● **EXERCISE PROMPT**: Across the listing below, count the lines that mention the string "code". Reply with the figure only.

● **MATERIAL PROVIDED**:
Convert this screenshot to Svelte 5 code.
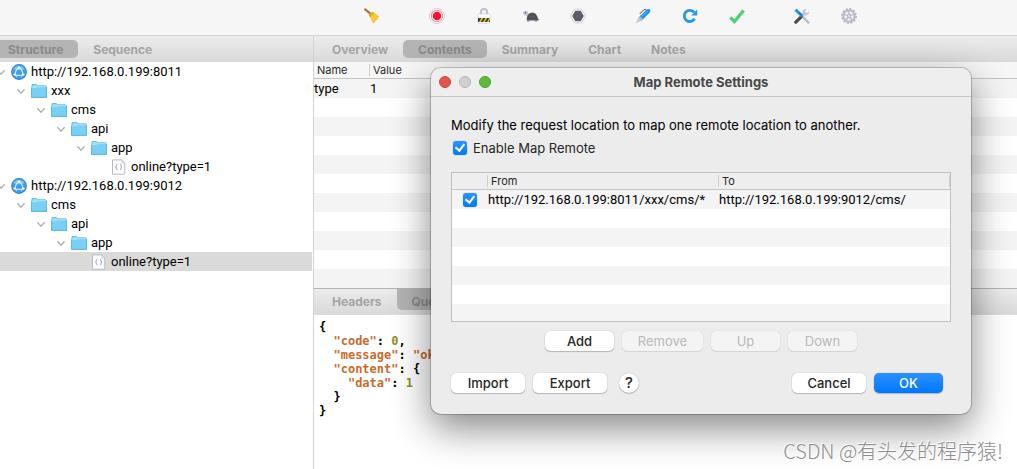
<script>
  const treeRows = [
    { depth: 0, type: "host", label: "http://192.168.0.199:8011" },
    { depth: 1, type: "folder", label: "xxx" },
    { depth: 2, type: "folder", label: "cms" },
    { depth: 3, type: "folder", label: "api" },
    { depth: 4, type: "folder", label: "app" },
    { depth: 5, type: "file", label: "online?type=1" },
    { depth: 0, type: "host", label: "http://192.168.0.199:9012" },
    { depth: 1, type: "folder", label: "cms" },
    { depth: 2, type: "folder", label: "api" },
    { depth: 3, type: "folder", label: "app" },
    { depth: 4, type: "file", label: "online?type=1" },
  ];

  const detailTabs = ["Overview", "Contents", "Summary", "Chart", "Notes"];
  const bodyTabs = ["Headers", "Query String"];

  let selectedRow = $state(10);
  let detailTab = $state("Contents");
  let bodyTab = $state("Query String");
  let enabled = $state(true);
  let mappings = $state([
    {
      active: true,
      from: "http://192.168.0.199:8011/xxx/cms/*",
      to: "http://192.168.0.199:9012/cms/",
    },
  ]);
</script>

<div class="window">
  <header class="toolbar">
    <div class="tool-group">
      <button class="tool" aria-label="Clear session">
        <svg viewBox="0 0 16 16">
          <path d="M1.2 1.4 6.4 5.6" stroke="#a9743a" stroke-width="2.2" stroke-linecap="round" />
          <path d="M5 7.2 8.6 3.8 15.4 8.4 14 9.8 13.6 11.6 11.6 12.4 10.8 14.2 9 15.2Z" fill="#f9c22e" />
          <path d="M5 7.2 8.6 3.8 10.2 4.9 5.9 9Z" fill="#e8a820" />
          <path d="M8 8.4 10.4 13.4M10 7.2 13 11" stroke="#ffdc62" stroke-width=".8" />
        </svg>
      </button>
    </div>
    <div class="tool-group">
      <button class="tool" aria-label="Record">
        <svg viewBox="0 0 16 16">
          <circle cx="8" cy="8" r="7.5" fill="#fff" stroke="#cdcfda" stroke-width="1" />
          <circle cx="8" cy="8" r="5.7" fill="#fff" stroke="#f58ba0" stroke-width="1.1" />
          <circle cx="8" cy="8" r="4.3" fill="#fb1239" />
        </svg>
      </button>
      <button class="tool" aria-label="SSL proxying">
        <svg viewBox="0 0 16 16">
          <path d="M5 7V4a3 3 0 0 1 6 0v3" fill="none" stroke="#c0c2d2" stroke-width="2.2" />
          <rect x="2" y="6" width="12" height="9.4" rx="1" fill="#fff" stroke="#cfd0db" stroke-width=".7" />
          <rect x="2" y="10" width="12" height="4" fill="#3b3d43" />
          <path d="M3 14 5.4 10h1.7l-2.4 4zM7 14l2.4-4h1.7l-2.4 4zM11 14l2.4-4h.6v1.5L12.6 14z" fill="#fbc52c" />
        </svg>
      </button>
      <button class="tool" aria-label="Throttling">
        <svg viewBox="0 0 16 16">
          <path d="M4 11h3.2l-.8 3H4.2zM11.4 11h3l-.4 3h-2z" fill="#b0b2c2" />
          <path d="M.2 5.2C.2 3.2 1.6 2.6 3 2.8s2.5 1.4 2.5 3.2l.8 3-1.8 1-1.2-2.6C1.4 7.4.2 6.6.2 5.2Z" fill="#c0c4d4" />
          <circle cx="2.3" cy="4.8" r=".7" fill="#424754" />
          <path d="M3.6 11.8C3.8 7.4 6 4.4 9.2 4.4s5.1 2.9 5.7 6l1.1 1.2-.8.8H4.2Z" fill="#575a61" />
          <path d="m5 9.8 2-3.6 2 1.6L11.4 6l2.4 3.6-2.6 1.2-2.2-1.2-2.2 1.4Z" fill="none" stroke="#34373c" stroke-width=".6" />
        </svg>
      </button>
      <button class="tool" aria-label="Breakpoints">
        <svg viewBox="0 0 16 16">
          <path d="M4.4 1.2h7.2L15.5 8l-3.9 6.8H4.4L.5 8Z" fill="#fff" stroke="#cbcdd8" stroke-width="1" />
          <path d="M5.2 2.8h5.6l3 5.2-3 5.2H5.2l-3-5.2Z" fill="#595d66" />
        </svg>
      </button>
    </div>
    <div class="tool-group">
      <button class="tool" aria-label="Compose">
        <svg viewBox="0 0 16 16">
          <path d="M.4 15.6 3.6 9.2 6.8 12.4Z" fill="#c6c9d7" />
          <path d="M3.2 9.6 5.8 7l3.4 3.4-3 2.7Z" fill="#b5b8c8" />
          <path d="m5 8.2 6.4-6.4c1-1 2.4-1.2 3.4-.4 1 1 .6 2.4-.3 3.4L8 11.2Z" fill="#2298ee" />
          <path d="M7 8 12.8 2.6" stroke="#4fb4f8" stroke-width=".9" />
          <path d="M4.8 5.8 8.8 1.8c.7-.5 1.6-.5 2.6.2" fill="none" stroke="#3d4047" stroke-width="1" />
        </svg>
      </button>
      <button class="tool" aria-label="Repeat">
        <svg viewBox="0 0 16 16">
          <path d="M12.6 10.8A5.6 5.6 0 1 1 12.2 4.4" fill="none" stroke="#1e98f3" stroke-width="2.8" />
          <path d="M15.2 1.4v6H9.3Z" fill="#1e98f3" />
        </svg>
      </button>
      <button class="tool" aria-label="Validate">
        <svg viewBox="0 0 16 16">
          <path d="m1.4 9.4 4 4.2 9.2-11.2" fill="none" stroke="#4bd07a" stroke-width="3.2" />
        </svg>
      </button>
    </div>
    <div class="tool-group">
      <button class="tool" aria-label="Tools">
        <svg viewBox="0 0 16 16">
          <path d="m8 8 6.4 6.6" stroke="#b9bccb" stroke-width="2.4" stroke-linecap="round" />
          <path d="M15.2 3.4 12.8 5 11 3.4 12.4.8A4 4 0 0 0 8.2 5.6l-1 1L9.4 9l1.4-1.4a4 4 0 0 0 4.4-4.2Z" fill="#c4c6d4" />
          <path d="M1.8 14.2 7.2 8.8" stroke="#474a52" stroke-width="3.2" stroke-linecap="round" />
          <path d="M.4 2.8 2.6.6 9.2 7.2 7.2 9.2Z" fill="#2299ef" />
          <path d="m5.2 4.4 2.6 2.8" stroke="#126cb6" stroke-width="1.2" />
        </svg>
      </button>
      <button class="tool" aria-label="Settings">
        <svg viewBox="0 0 16 16">
          <circle cx="8" cy="8" r="7" fill="none" stroke="#b6b8c7" stroke-width="1.8" stroke-dasharray="2.2 1.47" />
          <circle cx="8" cy="8" r="5.7" fill="#eceef4" stroke="#b6b8c7" stroke-width="1.8" />
          <path d="M8 8V3M8 8 3.2 6.4M8 8l4.8-1.6M8 8l-3 4M8 8l3 4" stroke="#b6b8c7" stroke-width="1.3" />
          <circle cx="8" cy="8" r="1.9" fill="#b6b8c7" />
          <circle cx="8" cy="8" r=".9" fill="#eceef4" />
        </svg>
      </button>
    </div>
  </header>

  <div class="panes">
    <aside class="sidebar">
      <nav class="tabs tabs--sidebar">
        <button class="tab tab--active">Structure</button>
        <button class="tab">Sequence</button>
      </nav>
      <ul class="tree">
        {#each treeRows as row, i}
          <li>
            <button
              class="tree-row"
              class:tree-row--selected={selectedRow === i}
              onclick={() => (selectedRow = i)}
            >
              <span class="indent" style="margin-left: {row.depth * 20 - 5}px">
                {#if row.type !== "file"}
                  <svg class="chevron" viewBox="0 0 12 12">
                    <path d="m2.4 4.2 3.6 4 3.6-4" fill="none" stroke="#b0b0b0" stroke-width="1.3" />
                  </svg>
                {/if}
              </span>
              {#if row.type === "host"}
                <svg class="tree-icon" viewBox="0 0 16 16">
                  <circle cx="8" cy="8" r="7.9" fill="#2c7fd6" />
                  <circle cx="8" cy="7.8" r="7" fill="#3f9fee" />
                  <path d="M2.4 5.2A6.4 6.4 0 0 1 13.6 5.2C10 6.6 6 6.6 2.4 5.2Z" fill="#7cc6f8" />
                  <path d="M8 3.4C5.6 5 4.4 7.6 4 10.6M8 3.4c2.4 1.6 3.6 4.2 4 7.2M2.2 10.4c3.8 1.2 7.8 1.2 11.6 0" fill="none" stroke="#e6f5ff" stroke-width="1.1" />
                  <path d="M6 11.4l-.8 2M10 11.4l.8 2" stroke="#bfe3fb" stroke-width=".8" />
                  <circle cx="8" cy="3.6" r="1.2" fill="#fff" />
                  <circle cx="4" cy="10.6" r="1.1" fill="#fff" />
                  <circle cx="12" cy="10.6" r="1.1" fill="#fff" />
                </svg>
              {:else if row.type === "folder"}
                <svg class="tree-icon" viewBox="0 0 16 16">
                  <path d="M1 4V1.6h4.6l1.2 1.2h8V5H1Z" fill="#9be0f8" stroke="#4fb2d8" stroke-width=".8" />
                  <path d="M.4 4.6h5.4l1-.9h8.8v10.7H.4Z" fill="#79d0f6" />
                  <path d="M.4 4.6h5.4l1-.9h8.8" fill="none" stroke="#b5e9fb" stroke-width=".8" />
                  <path d="M.4 4.6v9.8h15.2V3.7" fill="none" stroke="#43a9d2" stroke-width=".8" />
                </svg>
              {:else}
                <svg class="tree-icon" viewBox="0 0 16 16">
                  <path d="M1.5 .9h9.4l2.9 2.9v11.4H1.5Z" fill="#fbfbfd" stroke="#b9bac6" stroke-width="1" />
                  <path d="M10.8 1v3h3" fill="#e6e7ee" stroke="#c4c5d0" stroke-width=".7" />
                  <path d="M6.4 5.4c-1 0-1 .5-1 1.2s0 1.1-.9 1.4c.9.3.9.7.9 1.4s0 1.2 1 1.2M9 5.4c1 0 1 .5 1 1.2s0 1.1.9 1.4c-.9.3-.9.7-.9 1.4s0 1.2-1 1.2" fill="none" stroke="#85879a" stroke-width=".8" />
                </svg>
              {/if}
              <span>{row.label}</span>
            </button>
          </li>
        {/each}
      </ul>
    </aside>

    <main class="detail">
      <nav class="tabs">
        {#each detailTabs as tab}
          <button class="tab" class:tab--active={detailTab === tab} onclick={() => (detailTab = tab)}>
            {tab}
          </button>
        {/each}
      </nav>
      <div class="striped contents">
        <table class="grid">
          <colgroup>
            <col class="col-name" />
            <col />
          </colgroup>
          <thead>
            <tr><th>Name</th><th>Value</th></tr>
          </thead>
          <tbody>
            <tr><td>type</td><td>1</td></tr>
          </tbody>
        </table>
      </div>
      <nav class="tabs tabs--body">
        {#each bodyTabs as tab}
          <button class="tab" class:tab--active={bodyTab === tab} onclick={() => (bodyTab = tab)}>
            {tab}
          </button>
        {/each}
      </nav>
      <pre class="json">{"{"}
  <i>"code"</i>: <b>0</b>,
  <i>"message"</i>: <i>"ok"</i>,
  <i>"content"</i>: {"{"}
    <i>"data"</i>: <b>1</b>
  {"}"}
{"}"}</pre>
    </main>
  </div>

  <div class="dialog" role="dialog" aria-labelledby="dialog-title">
    <div class="titlebar">
      <div class="lights">
        <button class="light light--close" aria-label="Close"></button>
        <button class="light" aria-label="Minimize" disabled></button>
        <button class="light light--zoom" aria-label="Zoom"></button>
      </div>
      <h1 id="dialog-title">Map Remote Settings</h1>
    </div>
    <div class="dialog-body">
      <p>Modify the request location to map one remote location to another.</p>
      <label class="enable">
        <input type="checkbox" bind:checked={enabled} />
        Enable Map Remote
      </label>
      <div class="striped mappings">
        <table class="grid">
          <colgroup>
            <col class="col-check" />
            <col class="col-from" />
            <col />
          </colgroup>
          <thead>
            <tr><th aria-label="Active"></th><th>From</th><th>To</th></tr>
          </thead>
          <tbody>
            {#each mappings as mapping}
              <tr>
                <td class="check-cell">
                  <input type="checkbox" aria-label="Use mapping" bind:checked={mapping.active} />
                </td>
                <td>{mapping.from}</td>
                <td>{mapping.to}</td>
              </tr>
            {/each}
          </tbody>
        </table>
      </div>
      <div class="row-actions">
        <button class="btn">Add</button>
        <button class="btn btn--wide" disabled>Remove</button>
        <button class="btn" disabled>Up</button>
        <button class="btn" disabled>Down</button>
      </div>
      <div class="dialog-actions">
        <button class="btn btn--medium">Import</button>
        <button class="btn btn--medium">Export</button>
        <button class="help" aria-label="Help">?</button>
        <span class="spacer"></span>
        <button class="btn btn--medium">Cancel</button>
        <button class="btn btn--primary">OK</button>
      </div>
    </div>
  </div>

  <div class="watermark">CSDN @有头发的程序猿!</div>
</div>

<style>
  :global(body) {
    margin: 0;
    background: #fff;
  }

  .window {
    position: relative;
    display: flex;
    flex-direction: column;
    min-height: 100vh;
    overflow: hidden;
    font-family: Inter, "Liberation Sans", sans-serif;
    font-size: 12px;
    color: #000;
  }

  button {
    margin: 0;
    padding: 0;
    border: 0;
    background: none;
    font: inherit;
    color: inherit;
  }

  /* Toolbar */
  .toolbar {
    display: flex;
    justify-content: center;
    gap: 49px;
    height: 35px;
    padding-left: 204px;
    border-bottom: 1px solid #d4d4d4;
    background: #f6f6f6;
  }

  .tool-group {
    display: flex;
    gap: 31px;
    padding-top: 8px;
  }

  .tool {
    width: 16px;
    height: 16px;
  }

  .tool svg {
    display: block;
    width: 16px;
    height: 16px;
    fill: none;
  }

  /* Panes and tabs */
  .panes {
    display: flex;
    flex: 1;
  }

  .sidebar {
    flex: 0 0 313px;
    border-right: 1px solid #d2d2d2;
  }

  .detail {
    display: flex;
    flex: 1;
    flex-direction: column;
    min-width: 0;
  }

  .tabs {
    display: flex;
    align-items: center;
    box-sizing: border-box;
    height: 26px;
    padding-left: 3px;
    background: linear-gradient(#ececec, #d9d9d9);
  }

  .tabs--sidebar {
    padding-left: 0;
  }

  .tab {
    height: 18px;
    padding: 0 15px;
    border-radius: 5px;
    font-size: 12px;
    font-weight: 700;
    line-height: 19px;
    color: #a4a4a4;
  }

  .tabs--sidebar .tab:first-child {
    padding-left: 8px;
    border-radius: 0 5px 5px 0;
  }

  .tab--active {
    background: #b4b4b4;
    color: #8a8a8a;
  }

  .tabs--body {
    border-top: 1px solid #b4b4b4;
    border-bottom: 1px solid #dcdcdc;
    height: 27px;
    align-items: flex-start;
  }

  .tabs--body .tab {
    height: 21px;
    line-height: 25px;
    border-radius: 0 0 5px 5px;
  }

  /* Site tree */
  .tree {
    margin: 0;
    padding: 0;
    list-style: none;
  }

  .tree-row {
    display: flex;
    align-items: center;
    gap: 4px;
    width: 312px;
    height: 19px;
    font-family: Roboto, "Liberation Sans", sans-serif;
    font-size: 13px;
    line-height: 19px;
    white-space: nowrap;
    overflow: hidden;
  }

  .tree-row--selected {
    background: #dadada;
  }

  .indent {
    flex: none;
    width: 12px;
    height: 12px;
  }

  .chevron {
    display: block;
    width: 12px;
    height: 12px;
  }

  .tree-icon {
    flex: none;
    width: 16px;
    height: 16px;
  }

  /* Striped tables */
  .striped {
    background: repeating-linear-gradient(#f4f4f4 0 19px, #fff 19px 38px) 0 17px;
  }

  .contents {
    height: 226px;
  }

  .grid {
    width: 100%;
    table-layout: fixed;
    border-collapse: separate;
    border-spacing: 0;
  }

  .col-name {
    width: 56px;
  }

  .col-check {
    width: 36px;
  }

  .col-from {
    width: 231px;
  }

  .grid th {
    box-sizing: border-box;
    height: 17px;
    padding: 0 0 0 3px;
    border-bottom: 1px solid #c4c4c4;
    background: linear-gradient(#d0d0d0, #d0d0d0) right center / 1px 12px no-repeat #f6f6f6;
    font-size: 11px;
    font-weight: 400;
    line-height: 16px;
    text-align: left;
    color: #262626;
  }

  .contents th:last-child {
    background: #f6f6f6;
  }

  .grid td {
    height: 19px;
    padding: 0;
    font-family: Roboto, "Liberation Sans", sans-serif;
    font-size: 13px;
    line-height: 19px;
    white-space: nowrap;
  }

  .json {
    flex: 1;
    margin: 0;
    padding: 5px 5px 0;
    font-family: "DejaVu Sans Mono", monospace;
    font-size: 12px;
    font-weight: 700;
    line-height: 14px;
  }

  .json i {
    font-style: normal;
    color: #cb6a2c;
  }

  .json b {
    color: #8f9126;
  }

  /* Map Remote dialog */
  .dialog {
    position: absolute;
    top: 68px;
    left: 431px;
    width: 540px;
    border-radius: 10px;
    background: #ececec;
    box-shadow:
      0 0 0 1px rgba(0, 0, 0, 0.2),
      0 14px 38px rgba(0, 0, 0, 0.48);
  }

  .titlebar {
    display: grid;
    grid-template-columns: 1fr auto 1fr;
    align-items: center;
    height: 28px;
    padding: 0 8px;
    border-bottom: 1px solid #c6c6c6;
    border-radius: 10px 10px 0 0;
    background: #eee;
  }

  .titlebar h1 {
    margin: 0;
    font-size: 13px;
    font-weight: 700;
    color: #484848;
  }

  .lights {
    display: flex;
    gap: 8px;
  }

  .light {
    box-sizing: border-box;
    width: 12px;
    height: 12px;
    border: 1px solid #b6b6b6;
    border-radius: 50%;
    background: #d0d0d0;
  }

  .light--close {
    border-color: #c9473d;
    background: #e2554b;
  }

  .light--zoom {
    border-color: #4ca02c;
    background: #62ba3c;
  }

  .dialog-body {
    padding: 20px 20px 21px;
    font-size: 13px;
  }

  .dialog-body p {
    margin: 0;
    line-height: 16px;
    white-space: nowrap;
  }

  .enable {
    display: flex;
    align-items: center;
    gap: 6px;
    height: 16px;
    margin: 7px 0 16px;
    padding-left: 2px;
    color: #262626;
  }

  input[type="checkbox"] {
    appearance: none;
    position: relative;
    flex: none;
    width: 14px;
    height: 14px;
    margin: 0;
    border-radius: 3px;
    background: #fff;
    box-shadow: 0 0 1px rgba(0, 0, 0, 0.5);
  }

  input[type="checkbox"]:checked {
    background: linear-gradient(#2f93ff, #007aff);
  }

  input[type="checkbox"]:checked::after {
    content: "";
    position: absolute;
    top: 1px;
    left: 4px;
    width: 4px;
    height: 7px;
    border: solid #fff;
    border-width: 0 2px 2px 0;
    transform: rotate(38deg);
  }

  .mappings {
    height: 150px;
    border: 1px solid #c0c0c0;
    box-sizing: border-box;
  }

  .mappings th {
    background-color: #eee;
  }

  .check-cell input {
    display: block;
    margin: 0 auto;
  }

  .row-actions {
    display: flex;
    justify-content: center;
    gap: 8px;
    margin: 9px 0 21px;
  }

  .dialog-actions {
    display: flex;
    align-items: center;
    gap: 8px;
    height: 21px;
    padding-right: 8px;
  }

  .spacer {
    flex: 1;
  }

  .btn {
    width: 69px;
    height: 20px;
    border-radius: 5px;
    background: #fff;
    box-shadow:
      0 0 1px rgba(0, 0, 0, 0.35),
      0 1px 1px rgba(0, 0, 0, 0.2);
    font-size: 13px;
    font-weight: 500;
    line-height: 20px;
    color: #262626;
  }

  .btn:disabled {
    background: #f4f4f4;
    box-shadow:
      0 0 1px rgba(0, 0, 0, 0.2),
      0 1px 1px rgba(0, 0, 0, 0.08);
    font-weight: 400;
    color: #b9b9b9;
  }

  .btn--medium {
    width: 74px;
  }

  .btn--wide {
    width: 81px;
  }

  .btn--primary {
    background: linear-gradient(#2a90ff, #0078ff);
    color: #fff;
  }

  .help {
    width: 20px;
    height: 20px;
    margin-left: 4px;
    border-radius: 50%;
    background: #fff;
    box-shadow:
      0 0 1px rgba(0, 0, 0, 0.35),
      0 1px 1px rgba(0, 0, 0, 0.2);
    font-size: 15px;
    font-weight: 500;
    line-height: 20px;
    color: #262626;
  }

  .watermark {
    position: absolute;
    right: 14px;
    bottom: 6px;
    font-family: "Noto Sans CJK SC", sans-serif;
    font-size: 20px;
    line-height: 24px;
    font-weight: 300;
    color: #8e8e8e;
    text-shadow: -1px -1px 0 #fff;
  }
</style>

● **TASK SOLUTION**: 2